I'm sure that North End restaurants would benefit from a new hotel.
 
Again this goes back to the old debate of you dont own your views. This is one of the most glaring examples.
 
This will actually cast a shadow directly over the winthrop garage tower and back down the other side onto the common and public garden at all times during the day. It will also cast a shadow into the harbor threatening multiple endangered aquatic animals. Also what if someone wants to go snorkeling? Nobody wants to snorkel in a shadow! No go.
 
This will actually cast a shadow directly over the winthrop garage tower and back down the other side onto the common and public garden at all times during the day.

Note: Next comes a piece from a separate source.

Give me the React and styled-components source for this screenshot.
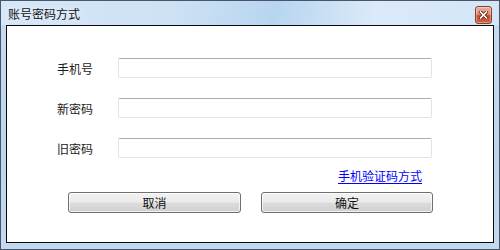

It will also cast a shadow into the harbor threatening multiple endangered aquatic animals. Also what if someone wants to go snorkeling? Nobody wants to snorkel in a shadow! No go.

It is really sad that we even have to have these conversations in the middle of a city. What the hell are these people doing in the city?
 
Globe: State makes it official: Developer can’t build over water at Lewis Wharf

Boston Globe said:
State environmental officials have dealt a final blow to plans for a hotel that would have jutted out from the end of Lewis Wharf.

In a ruling published Wednesday, the Massachusetts Department of Environmental Protection said developer JW Capital Partners can’t count crumbling old pilings off Lewis Wharf as land, for the purpose of putting a 277-room hotel there. It’s the final version of a ruling the agency first proposed in September.

[...]

JW Capital could still build on 2.4 acres it owns on the wharf itself, but the ruling sharply curtails the company’s ability to expand the project out over 1.6 acres of water.
 
I'm sure that North End restaurants would benefit from a new hotel.

and that's exaclty the point; "every project is subject to my personal approval."

You gotta be kidding.

The City will be dead if this false reality is allowed to continue.
 
I don't get something. Who owns the "land" on the pilings?